Variational modularity at the cell level: insights from the sperm head of the house mouse
1 Departament de Biologia Animal, Biologia Vegetal i Ecologia, Facultat de Biociències, Universitat Autònoma de Barcelona, Cerdanyola del Vallès 08193, Spain
2 Departament de Biologia Animal, IRBio, Institut de Recerca de Biodiversitat, Facultat de Biologia, Universitat de Barcelona, Avgda. Diagonal, 643, Barcelona 08028, Spain
BMC Evolutionary Biology 2013, 13:179 doi:10.1186/1471-2148-13-179Published: 3 September 2013
Modularity is an important feature in the evolvability of organisms, since it allows the occurrence of complex adaptations at every single level of biological systems. While at the cellular level the modular organization of molecular interactions has been analyzed in detail, the phenotypic modularity (or variational modularity) of cell shape remains unexplored. The mammalian spermatozoon constitutes one of the most complex and specialized cell types found in organisms. The structural heterogeneity found in the sperm head suggests an association between its inner composition, shape and specificity of function. However, little is known about the extent of the connections between these features. Taking advantage of the house mouse sperm morphology, we analyzed the variational modularity of the sperm head by testing several hypotheses related to its structural and functional organization.

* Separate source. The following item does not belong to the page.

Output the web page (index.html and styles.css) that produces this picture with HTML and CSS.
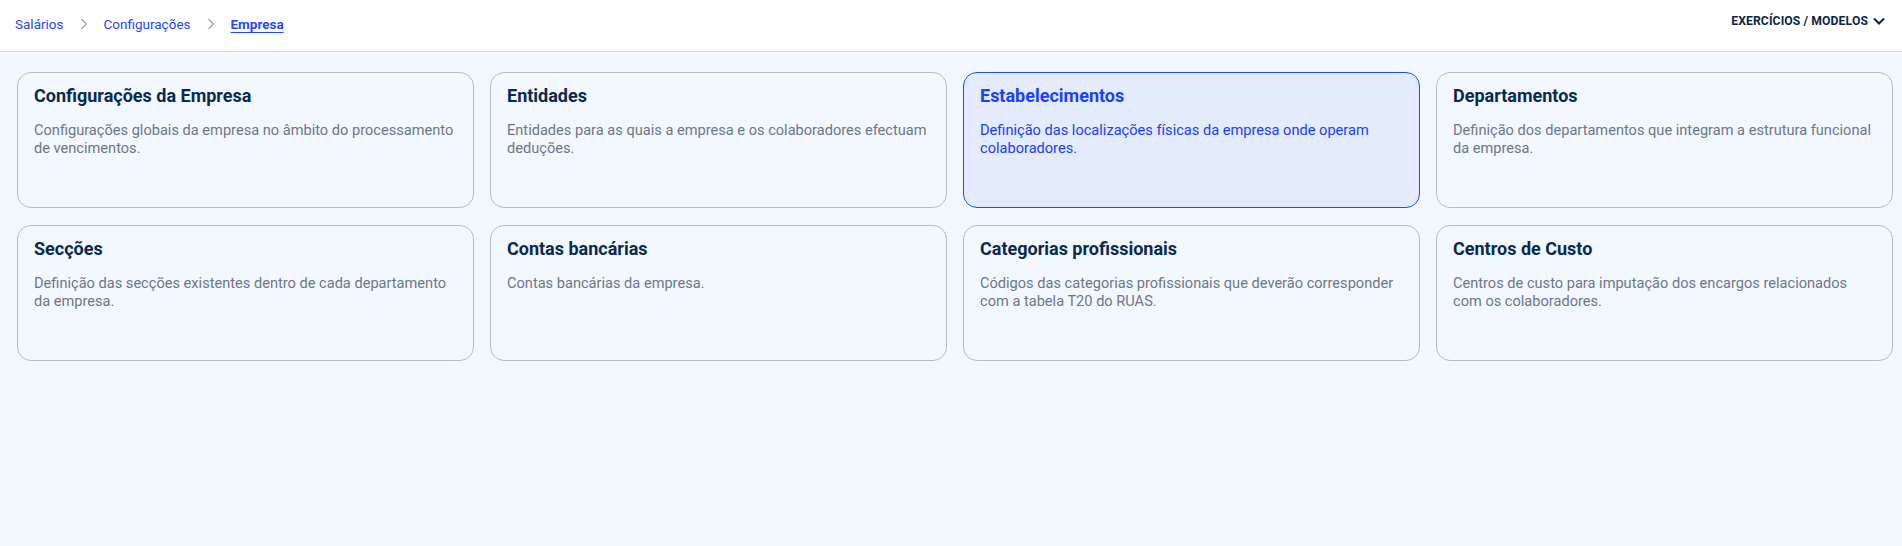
FILE: index.html
```html
<!DOCTYPE html>
<html lang="pt">
<head>
<meta charset="utf-8">
<title>Empresa</title>
<link rel="stylesheet" href="styles.css">
</head>
<body>
<header class="topbar">
  <nav class="crumbs">
    <a class="crumb" href="#">Salários</a>
    <svg class="sep" viewBox="0 0 8 12" width="8" height="12"><path d="M1.5 1 L6.5 6 L1.5 11" fill="none" stroke="currentColor" stroke-width="1.2"/></svg>
    <a class="crumb" href="#">Configurações</a>
    <svg class="sep" viewBox="0 0 8 12" width="8" height="12"><path d="M1.5 1 L6.5 6 L1.5 11" fill="none" stroke="currentColor" stroke-width="1.2"/></svg>
    <a class="crumb current" href="#">Empresa</a>
  </nav>
  <button class="menu">EXERCÍCIOS / MODELOS
    <svg class="caret" viewBox="0 0 12 8" width="12" height="8"><path d="M1 1.5 L6 6.5 L11 1.5" fill="none" stroke="currentColor" stroke-width="2"/></svg>
  </button>
</header>
<main class="grid">
  <a class="card" href="#"><h3 class="title">Configurações da Empresa</h3><p class="desc">Configurações globais da empresa no âmbito do processamento de vencimentos.</p></a>
  <a class="card" href="#"><h3 class="title">Entidades</h3><p class="desc">Entidades para as quais a empresa e os colaboradores efectuam deduções.</p></a>
  <a class="card active" href="#"><h3 class="title">Estabelecimentos</h3><p class="desc">Definição das localizações físicas da empresa onde operam colaboradores.</p></a>
  <a class="card" href="#"><h3 class="title">Departamentos</h3><p class="desc">Definição dos departamentos que integram a estrutura funcional da empresa.</p></a>
  <a class="card" href="#"><h3 class="title">Secções</h3><p class="desc">Definição das secções existentes dentro de cada departamento da empresa.</p></a>
  <a class="card" href="#"><h3 class="title">Contas bancárias</h3><p class="desc">Contas bancárias da empresa.</p></a>
  <a class="card" href="#"><h3 class="title">Categorias profissionais</h3><p class="desc">Códigos das categorias profissionais que deverão corresponder com a tabela T20 do RUAS.</p></a>
  <a class="card" href="#"><h3 class="title">Centros de Custo</h3><p class="desc">Centros de custo para imputação dos encargos relacionados com os colaboradores.</p></a>
</main>
</body>
</html>
```
FILE: styles.css
```css
* { box-sizing: border-box; }
html, body { margin: 0; padding: 0; }
body {
  font-family: Roboto, "Liberation Sans", sans-serif;
  background: #f3f7fe;
  min-height: 546px;
}
.topbar {
  height: 52px;
  background: #ffffff;
  border-bottom: 1px solid #d3d8e0;
  display: flex;
  align-items: center;
  justify-content: space-between;
  padding: 0 17px 4px 15px;
}
.crumbs {
  display: flex;
  align-items: center;
  gap: 16px;
}
.crumb {
  color: #2348ff;
  font-size: 13.5px;
  text-decoration: none;
  line-height: 20px;
}
.crumb.current {
  font-weight: 700;
  text-decoration: underline;
  text-underline-offset: 3px;
}
.sep { color: #9aa1ad; display: block; }
.menu {
  border: 0;
  background: none;
  padding: 0;
  margin-top: -6px;
  font-family: inherit;
  font-weight: 700;
  font-size: 12.2px;
  color: #0b2747;
  display: flex;
  align-items: center;
  gap: 5px;
  letter-spacing: 0.1px;
}
.caret { display: block; }
.grid {
  display: grid;
  grid-template-columns: repeat(4, 1fr);
  column-gap: 16px;
  row-gap: 17px;
  padding: 20px 9px 0 17px;
}
.card {
  display: block;
  height: 136px;
  border: 1px solid #b4bbca;
  border-radius: 14px;
  background: #f3f7fe;
  padding: 11px 16px;
  text-decoration: none;
}
.title {
  margin: 0;
  font-size: 18px;
  line-height: 24px;
  font-weight: 700;
  color: #082a4d;
}
.desc {
  margin: 13px 0 0;
  font-size: 14.6px;
  line-height: 18px;
  color: #6d7786;
}
.card.active {
  background: #e4ebfd;
  border-color: #1d4cff;
}
.card.active .title { color: #1a40ff; }
.card.active .desc { color: #1a40ff; }
```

Because chromosomal rearrangements can affect the genotype-phenotype map of individuals and thus modify the patterns of covariation between traits, we also evaluate the effect of Robertsonian translocations on the modularity pattern of the sperm head.
The results indicated that the house mouse sperm head is divided into three variational modules (the acrosomal, post-acrosomal and ventral spur module), which correspond to the main regions of the cytoskeletal mesh beneath the plasma membrane, i.e., the perinuclear theca. Most of the covariation is concentrated between the ventral spur and the acrosomal and post-acrosomal modules. Although the Rb fusions did not alter the main modularity pattern, they did affect the percentages of covariation between pairs of modules.
The structural heterogeneity of the cytoskeleton is responsible for the modular organization of the sperm head shape, corroborating the role that this structure has in maintaining the cell shape. The reduction in percentages of shape covariation between pairs of modules in Rb sperms suggests that chromosomal rearrangements could induce changes in the genotype-phenotype map. Nevertheless, how these variations affect sperm fertilization success is yet to be elucidated.